Dataset entries
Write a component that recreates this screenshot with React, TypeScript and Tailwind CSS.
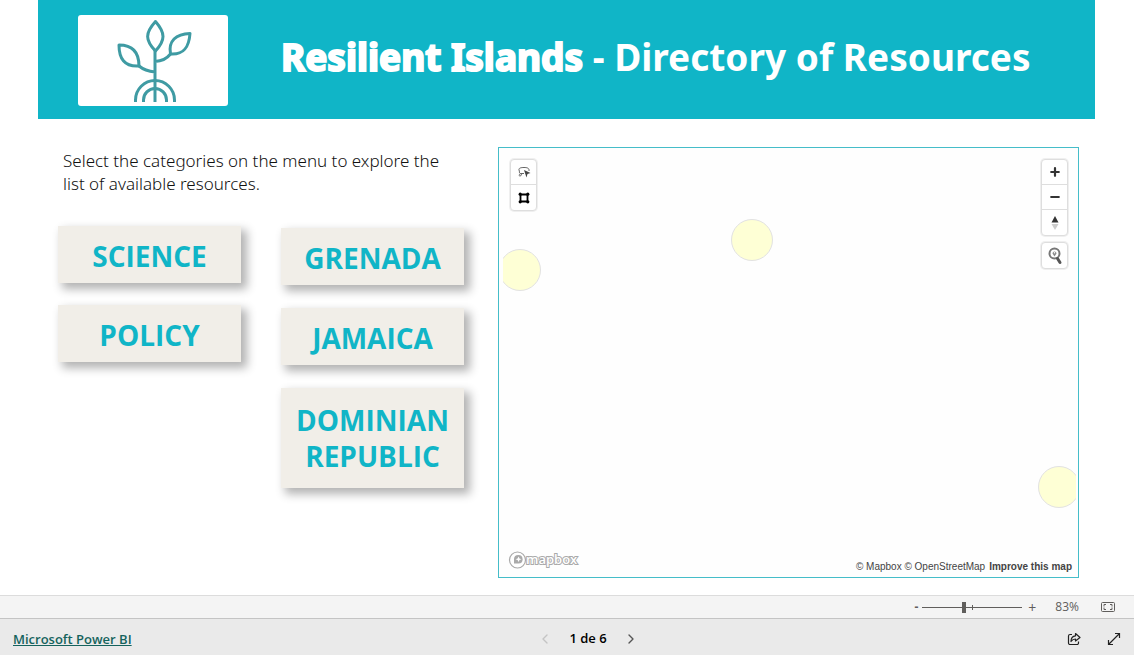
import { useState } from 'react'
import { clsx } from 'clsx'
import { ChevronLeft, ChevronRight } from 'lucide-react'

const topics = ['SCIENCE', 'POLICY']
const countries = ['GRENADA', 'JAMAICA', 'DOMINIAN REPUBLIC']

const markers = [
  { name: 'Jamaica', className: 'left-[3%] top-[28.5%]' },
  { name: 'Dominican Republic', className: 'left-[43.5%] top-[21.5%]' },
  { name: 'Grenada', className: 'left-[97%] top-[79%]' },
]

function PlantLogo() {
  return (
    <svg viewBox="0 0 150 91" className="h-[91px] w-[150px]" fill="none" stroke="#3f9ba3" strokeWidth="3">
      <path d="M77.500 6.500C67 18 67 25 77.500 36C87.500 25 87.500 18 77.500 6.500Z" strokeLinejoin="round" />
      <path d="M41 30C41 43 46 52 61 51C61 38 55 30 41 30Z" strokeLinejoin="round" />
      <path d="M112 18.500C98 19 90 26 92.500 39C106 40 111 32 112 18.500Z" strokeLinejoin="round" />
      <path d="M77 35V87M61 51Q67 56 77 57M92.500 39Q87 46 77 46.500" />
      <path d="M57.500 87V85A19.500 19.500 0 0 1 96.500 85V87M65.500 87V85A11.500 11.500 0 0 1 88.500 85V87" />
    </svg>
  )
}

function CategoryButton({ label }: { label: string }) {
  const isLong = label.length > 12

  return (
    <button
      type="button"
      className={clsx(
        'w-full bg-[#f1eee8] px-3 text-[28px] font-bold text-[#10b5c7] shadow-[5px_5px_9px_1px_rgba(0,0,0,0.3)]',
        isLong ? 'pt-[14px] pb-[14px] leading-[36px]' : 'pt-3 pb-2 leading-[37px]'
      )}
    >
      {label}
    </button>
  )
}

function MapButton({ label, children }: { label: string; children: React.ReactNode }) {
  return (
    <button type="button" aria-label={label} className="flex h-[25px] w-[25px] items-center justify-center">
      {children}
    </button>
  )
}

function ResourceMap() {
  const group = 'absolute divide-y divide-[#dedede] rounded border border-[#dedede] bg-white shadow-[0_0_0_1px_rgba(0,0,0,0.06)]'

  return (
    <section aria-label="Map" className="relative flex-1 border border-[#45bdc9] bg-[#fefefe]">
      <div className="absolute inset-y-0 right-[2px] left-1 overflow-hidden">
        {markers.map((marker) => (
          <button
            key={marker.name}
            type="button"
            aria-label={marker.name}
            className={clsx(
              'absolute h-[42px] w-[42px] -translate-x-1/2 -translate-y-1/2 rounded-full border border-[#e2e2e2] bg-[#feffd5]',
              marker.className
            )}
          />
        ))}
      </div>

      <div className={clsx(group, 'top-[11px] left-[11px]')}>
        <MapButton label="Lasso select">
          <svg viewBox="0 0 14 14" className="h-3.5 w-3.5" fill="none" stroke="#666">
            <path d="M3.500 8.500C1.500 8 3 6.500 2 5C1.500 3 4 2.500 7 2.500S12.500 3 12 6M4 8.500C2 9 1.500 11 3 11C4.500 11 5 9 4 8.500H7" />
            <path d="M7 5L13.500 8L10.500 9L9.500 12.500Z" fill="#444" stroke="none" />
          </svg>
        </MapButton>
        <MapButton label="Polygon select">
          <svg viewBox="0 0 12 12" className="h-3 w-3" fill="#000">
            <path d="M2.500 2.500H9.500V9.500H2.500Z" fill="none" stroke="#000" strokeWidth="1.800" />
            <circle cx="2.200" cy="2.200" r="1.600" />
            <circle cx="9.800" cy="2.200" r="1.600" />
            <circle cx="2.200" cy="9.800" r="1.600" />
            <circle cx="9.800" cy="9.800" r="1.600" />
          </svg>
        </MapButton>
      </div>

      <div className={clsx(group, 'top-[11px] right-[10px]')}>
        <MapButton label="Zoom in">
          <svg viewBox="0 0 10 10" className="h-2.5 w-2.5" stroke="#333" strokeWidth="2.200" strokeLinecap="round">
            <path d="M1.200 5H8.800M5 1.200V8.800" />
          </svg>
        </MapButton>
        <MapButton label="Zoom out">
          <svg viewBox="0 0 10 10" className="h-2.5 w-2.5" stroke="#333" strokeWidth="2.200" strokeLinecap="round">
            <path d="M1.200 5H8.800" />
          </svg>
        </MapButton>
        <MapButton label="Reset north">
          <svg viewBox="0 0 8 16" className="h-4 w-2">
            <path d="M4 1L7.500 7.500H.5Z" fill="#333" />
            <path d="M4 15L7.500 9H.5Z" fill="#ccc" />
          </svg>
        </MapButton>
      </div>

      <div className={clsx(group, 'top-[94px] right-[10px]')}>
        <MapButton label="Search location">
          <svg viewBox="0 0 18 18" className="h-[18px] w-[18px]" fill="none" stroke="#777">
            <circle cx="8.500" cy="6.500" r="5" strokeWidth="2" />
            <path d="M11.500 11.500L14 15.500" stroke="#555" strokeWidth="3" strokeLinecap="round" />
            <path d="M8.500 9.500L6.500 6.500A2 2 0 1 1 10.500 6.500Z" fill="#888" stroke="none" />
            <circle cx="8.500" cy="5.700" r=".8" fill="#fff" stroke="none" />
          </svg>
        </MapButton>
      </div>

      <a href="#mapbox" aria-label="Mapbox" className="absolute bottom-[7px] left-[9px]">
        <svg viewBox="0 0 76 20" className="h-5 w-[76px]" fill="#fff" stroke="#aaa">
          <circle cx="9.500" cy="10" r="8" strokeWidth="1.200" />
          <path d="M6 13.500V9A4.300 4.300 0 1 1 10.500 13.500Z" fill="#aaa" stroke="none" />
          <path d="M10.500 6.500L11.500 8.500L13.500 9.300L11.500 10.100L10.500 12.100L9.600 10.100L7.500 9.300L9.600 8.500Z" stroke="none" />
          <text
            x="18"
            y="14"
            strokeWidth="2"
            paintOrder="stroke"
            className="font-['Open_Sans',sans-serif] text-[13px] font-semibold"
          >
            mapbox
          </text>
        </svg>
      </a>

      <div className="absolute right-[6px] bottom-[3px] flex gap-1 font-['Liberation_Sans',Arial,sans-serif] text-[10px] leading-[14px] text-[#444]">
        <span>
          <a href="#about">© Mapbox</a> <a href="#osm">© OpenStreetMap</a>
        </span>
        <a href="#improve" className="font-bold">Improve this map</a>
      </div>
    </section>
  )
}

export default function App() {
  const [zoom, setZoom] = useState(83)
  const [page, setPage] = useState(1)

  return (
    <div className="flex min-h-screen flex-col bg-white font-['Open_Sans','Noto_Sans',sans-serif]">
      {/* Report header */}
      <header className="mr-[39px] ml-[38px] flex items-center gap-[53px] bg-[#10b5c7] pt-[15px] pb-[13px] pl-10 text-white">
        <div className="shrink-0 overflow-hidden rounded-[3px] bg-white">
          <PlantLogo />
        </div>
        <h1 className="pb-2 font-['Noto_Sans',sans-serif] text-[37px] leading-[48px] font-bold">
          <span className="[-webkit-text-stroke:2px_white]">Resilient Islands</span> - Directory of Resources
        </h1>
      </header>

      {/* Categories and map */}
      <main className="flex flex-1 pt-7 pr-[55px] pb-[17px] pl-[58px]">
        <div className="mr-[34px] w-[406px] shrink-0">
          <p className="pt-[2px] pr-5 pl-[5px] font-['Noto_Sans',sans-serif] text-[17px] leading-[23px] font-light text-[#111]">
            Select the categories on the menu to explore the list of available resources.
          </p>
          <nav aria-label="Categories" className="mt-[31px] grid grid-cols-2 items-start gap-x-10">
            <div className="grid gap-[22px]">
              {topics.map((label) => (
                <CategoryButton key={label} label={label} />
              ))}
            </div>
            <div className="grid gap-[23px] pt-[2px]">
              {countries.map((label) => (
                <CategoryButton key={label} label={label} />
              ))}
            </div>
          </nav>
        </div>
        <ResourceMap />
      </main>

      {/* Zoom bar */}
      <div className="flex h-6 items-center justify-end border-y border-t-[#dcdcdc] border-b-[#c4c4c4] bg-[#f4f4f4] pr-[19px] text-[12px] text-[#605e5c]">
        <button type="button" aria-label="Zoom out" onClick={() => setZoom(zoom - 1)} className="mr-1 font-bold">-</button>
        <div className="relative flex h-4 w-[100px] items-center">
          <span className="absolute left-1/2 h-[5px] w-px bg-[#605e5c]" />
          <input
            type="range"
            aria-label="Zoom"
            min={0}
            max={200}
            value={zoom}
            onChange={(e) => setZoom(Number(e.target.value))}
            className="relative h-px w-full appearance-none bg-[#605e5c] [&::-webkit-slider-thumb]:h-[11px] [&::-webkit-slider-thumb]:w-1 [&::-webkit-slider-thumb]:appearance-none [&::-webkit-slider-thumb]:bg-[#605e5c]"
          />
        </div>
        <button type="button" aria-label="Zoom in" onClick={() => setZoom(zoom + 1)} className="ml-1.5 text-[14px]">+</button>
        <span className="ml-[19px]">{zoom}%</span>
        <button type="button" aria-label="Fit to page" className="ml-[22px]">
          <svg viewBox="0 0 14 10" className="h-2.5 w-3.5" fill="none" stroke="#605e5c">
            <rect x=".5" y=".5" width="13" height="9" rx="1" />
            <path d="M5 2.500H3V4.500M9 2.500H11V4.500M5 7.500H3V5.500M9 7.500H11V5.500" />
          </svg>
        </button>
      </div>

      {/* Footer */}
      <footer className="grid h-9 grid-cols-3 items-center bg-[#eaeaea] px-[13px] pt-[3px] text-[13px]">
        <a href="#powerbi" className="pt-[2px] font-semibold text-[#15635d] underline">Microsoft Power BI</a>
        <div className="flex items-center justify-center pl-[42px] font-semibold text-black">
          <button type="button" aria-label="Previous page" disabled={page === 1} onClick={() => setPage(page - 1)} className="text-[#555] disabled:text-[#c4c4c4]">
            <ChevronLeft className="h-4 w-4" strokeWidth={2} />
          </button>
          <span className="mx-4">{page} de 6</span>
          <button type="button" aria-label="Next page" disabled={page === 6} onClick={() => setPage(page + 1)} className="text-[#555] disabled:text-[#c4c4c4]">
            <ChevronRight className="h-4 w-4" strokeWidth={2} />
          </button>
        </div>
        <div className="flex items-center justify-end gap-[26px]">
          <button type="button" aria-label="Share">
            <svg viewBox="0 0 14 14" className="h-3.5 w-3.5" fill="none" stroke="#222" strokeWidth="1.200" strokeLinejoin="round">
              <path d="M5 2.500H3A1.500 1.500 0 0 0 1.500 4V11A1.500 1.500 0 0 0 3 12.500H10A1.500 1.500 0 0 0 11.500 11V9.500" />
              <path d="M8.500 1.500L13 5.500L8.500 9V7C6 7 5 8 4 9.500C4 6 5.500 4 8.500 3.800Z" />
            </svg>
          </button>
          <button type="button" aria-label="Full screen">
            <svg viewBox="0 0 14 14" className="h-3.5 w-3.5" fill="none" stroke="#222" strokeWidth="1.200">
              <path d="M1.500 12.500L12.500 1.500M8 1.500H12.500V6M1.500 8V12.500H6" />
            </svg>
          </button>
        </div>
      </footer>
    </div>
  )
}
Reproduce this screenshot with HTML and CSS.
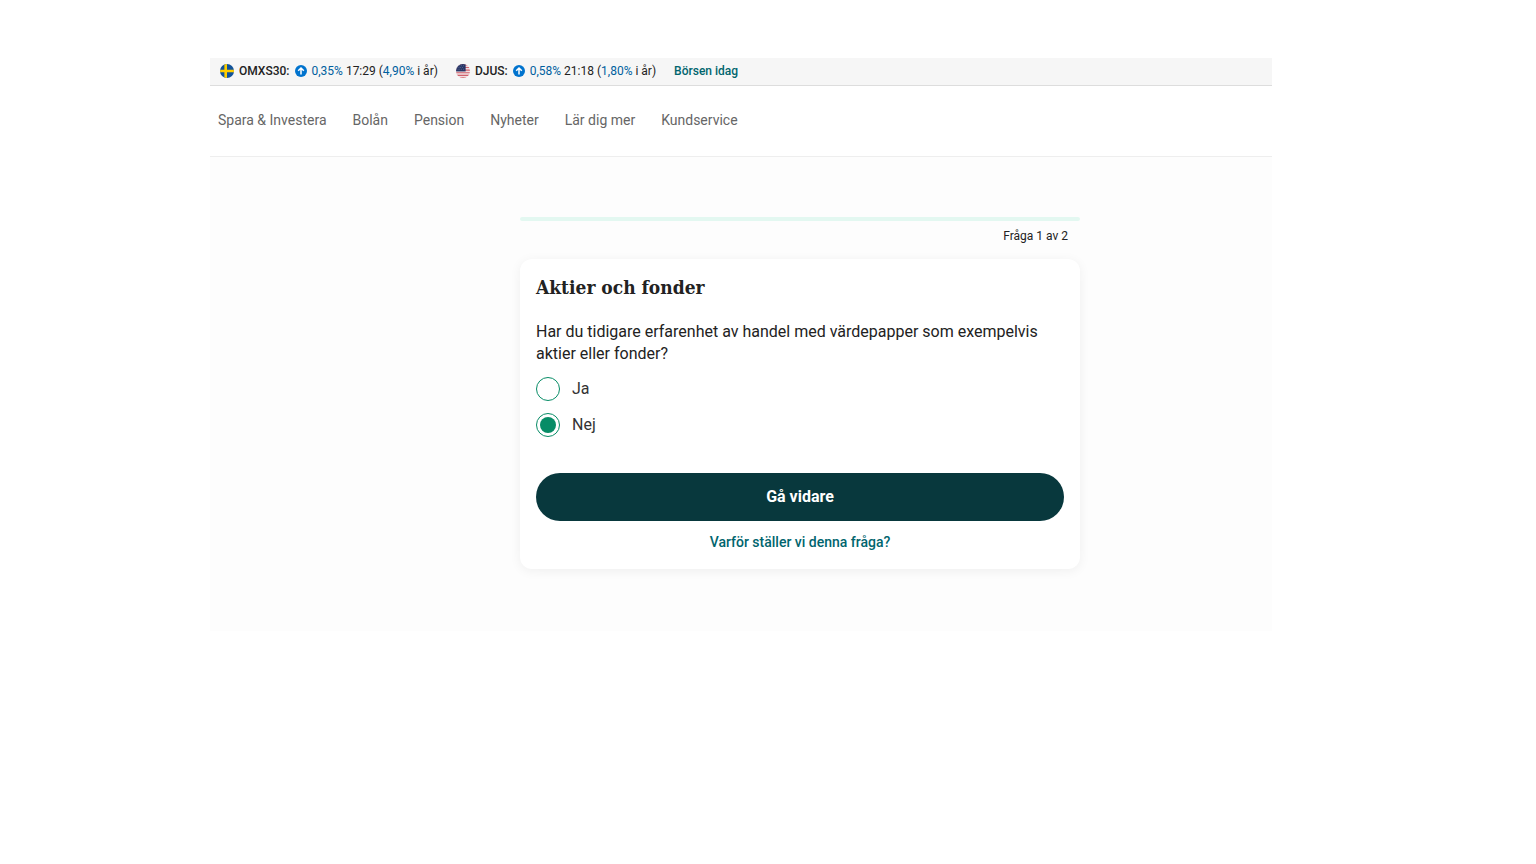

TO BE DONE
Only the lines from the start of the records above through the line containing "const countries = ['GRENADA', 'JAMAICA', 'DOMINIAN" should be returned, exactly and with both ends, please; the pictures stay out.

EXPECTED ANSWER
Write a component that recreates this screenshot with React, TypeScript and Tailwind CSS.
import { useState } from 'react'
import { clsx } from 'clsx'
import { ChevronLeft, ChevronRight } from 'lucide-react'

const topics = ['SCIENCE', 'POLICY']
const countries = ['GRENADA', 'JAMAICA', 'DOMINIAN REPUBLIC']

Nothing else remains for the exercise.